Le travail qui reste à faire consiste à aider Roméo à s’approprier cet objectif pour qu’il le fasse pour lui ! Pourquoi ? Parce que les épreuves qui l’attendent ne peuvent être soumises à une volonté extérieure. En le faisant pour Juliette, il crée une dépendance qui la rend responsable de son objectif. Il se sert d’elle ! Et au cours des 5 mois de combat, si elle ne se montre pas reconnaissante envers ses efforts, il va bien le lui faire sentir… Ça risque encore de mal se terminer entre ces deux-là !

Au-delà du sketch, j’aimerais que tu prennes conscience de l’importance de ton objectif et des intentions qui t’animent lorsque tu l’envisages. Les mots que tu utilises pour le définir sont des pistes qui te permettent de mieux le clarifier et de l’adapter si besoin. Grâce au 28 juin, Roméo va se rendre compte que son objectif n’est pas sous son contrôle et qu’en conséquence, ce n’est pas un objectif ! Ceci ne signifie pas qu’il va abandonner l’idée, car s’il y pense, ce n’est pas pour rien. En revanche, il pourrait revoir le nombre de kilos et la date du rendez-vous pour que LUI se sente bien dans son corps, sans avoir le sentiment qu’il se sacrifie chaque jour. Et sait-on jamais… Peut-être qu’en retrouvant son énergie, et surtout son autonomie face aux actions qu’il entreprendra, il aura envie de se dépasser !

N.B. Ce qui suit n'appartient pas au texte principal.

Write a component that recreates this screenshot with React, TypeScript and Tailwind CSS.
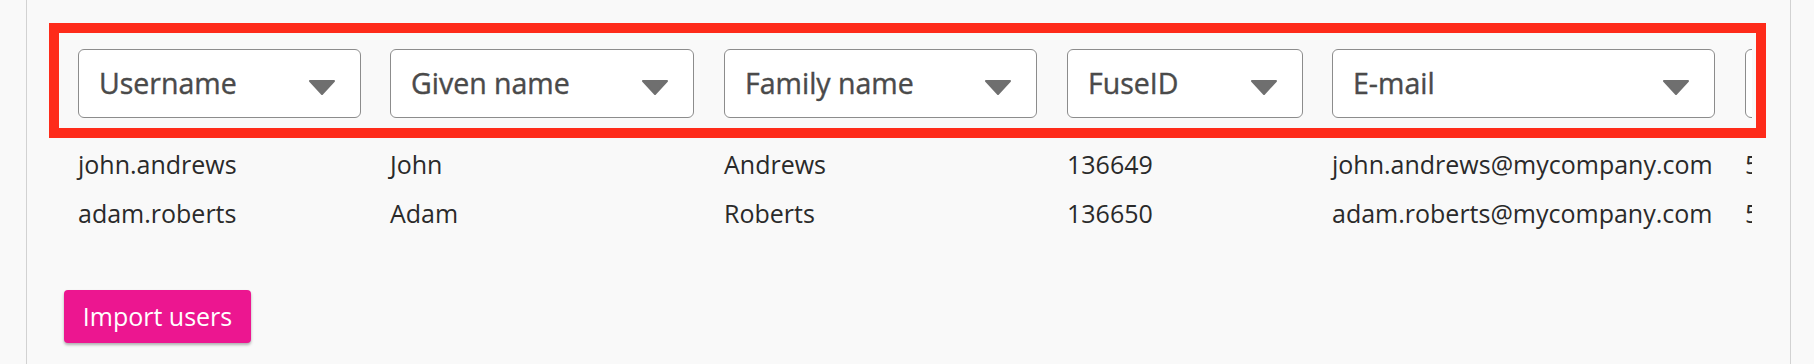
import React from "react";

const columns = [
  { label: "Username", cell: "w-[312px]", select: "w-[283px]" },
  { label: "Given name", cell: "w-[334px]", select: "w-[304px]" },
  { label: "Family name", cell: "w-[343px]", select: "w-[313px]" },
  { label: "FuseID", cell: "w-[265px]", select: "w-[236px]" },
  { label: "E-mail", cell: "w-[413px]", select: "w-[383px]" },
  { label: "Phone", cell: "w-[260px]", select: "w-[230px]" },
];

const users = [
  ["john.andrews", "John", "Andrews", "136649", "john.andrews@mycompany.com", "5550101"],
  ["adam.roberts", "Adam", "Roberts", "136650", "adam.roberts@mycompany.com", "5550102"],
];

function Caret() {
  return (
    <svg width="28" height="15" viewBox="0 0 28 15" className="mt-[8px] shrink-0">
      <path d="M2 1 H26 L14 14 Z" fill="#6f6f6f" stroke="#6f6f6f" strokeWidth="2" strokeLinejoin="round" />
    </svg>
  );
}

export default function App() {
  return (
    <div className="h-[364px] bg-[#f9f9f9] font-['Open_Sans',sans-serif]">
      <div className="ml-[26px] h-full w-[1765px] border-x border-[#d2d2d2]">
        <div className="relative pl-[37px] pt-[35px]">
          <div className="w-[1688px] overflow-hidden">
            {/* column pickers */}
            <div className="flex w-max border-b border-[#a8a8a8] pb-[19px] pt-[14px]">
              {columns.map((c) => (
                <div key={c.label} className={`${c.cell} shrink-0 pl-[14px]`}>
                  <div
                    className={`${c.select} flex h-[69px] items-center justify-between rounded-[6px] border border-[#8c8c8c] bg-white pl-[20px] pr-[24px]`}
                  >
                    <span className="text-[28.5px] text-[#4a4a4a] [-webkit-text-stroke:0.4px_#4a4a4a]">
                      {c.label}
                    </span>
                    <Caret />
                  </div>
                </div>
              ))}
            </div>

            {users.map((row) => (
              <div key={row[0]} className="flex h-[49px] w-max pt-[8px]">
                {row.map((v, i) => (
                  <div
                    key={i}
                    className={`${columns[i].cell} shrink-0 pl-[14px] text-[25px] leading-[37px] text-[#2a2a2a]`}
                  >
                    {v}
                  </div>
                ))}
              </div>
            ))}
          </div>

          {/* highlight frame */}
          <div className="pointer-events-none absolute left-[22px] top-[23px] h-[115px] w-[1717px] border-[10px] border-[#fe2b1a]" />

          <button className="mt-[54px] h-[53px] w-[187px] rounded-[4px] bg-[#ec1690] text-[25px] text-white shadow-[0_2px_3px_rgba(0,0,0,0.3)]">
            Import users
          </button>
        </div>
      </div>
    </div>
  );
}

Bien sûr, tu as le doit de ne pas comprendre, de ne pas être d’accord, de citer des contre-exemples vécus, et ça m’intéresse ! Parce que je t’inviterai régulièrement à reformuler ton objectif d’ici la fin de ce programme.

Nous allons passer au plan d’action, car c’est un autre gros morceau. Cependant, s’il n’est pas motivé par un vrai objectif et si tu négliges sa formulation, passer directement à l’action risque de ressembler à une course de 100 mètres haies, avec des chaussures attachées entre-elle via leurs lacets…

C’est un défi comme un autre, et ça pourrait même devenir un nouveau sport. Mais puisque ton objectif n’est pas de créer un nouveau sport, autorise-toi une liberté de mouvement plus ample. D’autres défis t’attendent, bien plus intéressants.

A++

Stéphane

PS : Si tu le souhaites, je te propose de t’aider à formuler tes super objectif ici (peut-être que ça nous fera d’autres sketches ;-))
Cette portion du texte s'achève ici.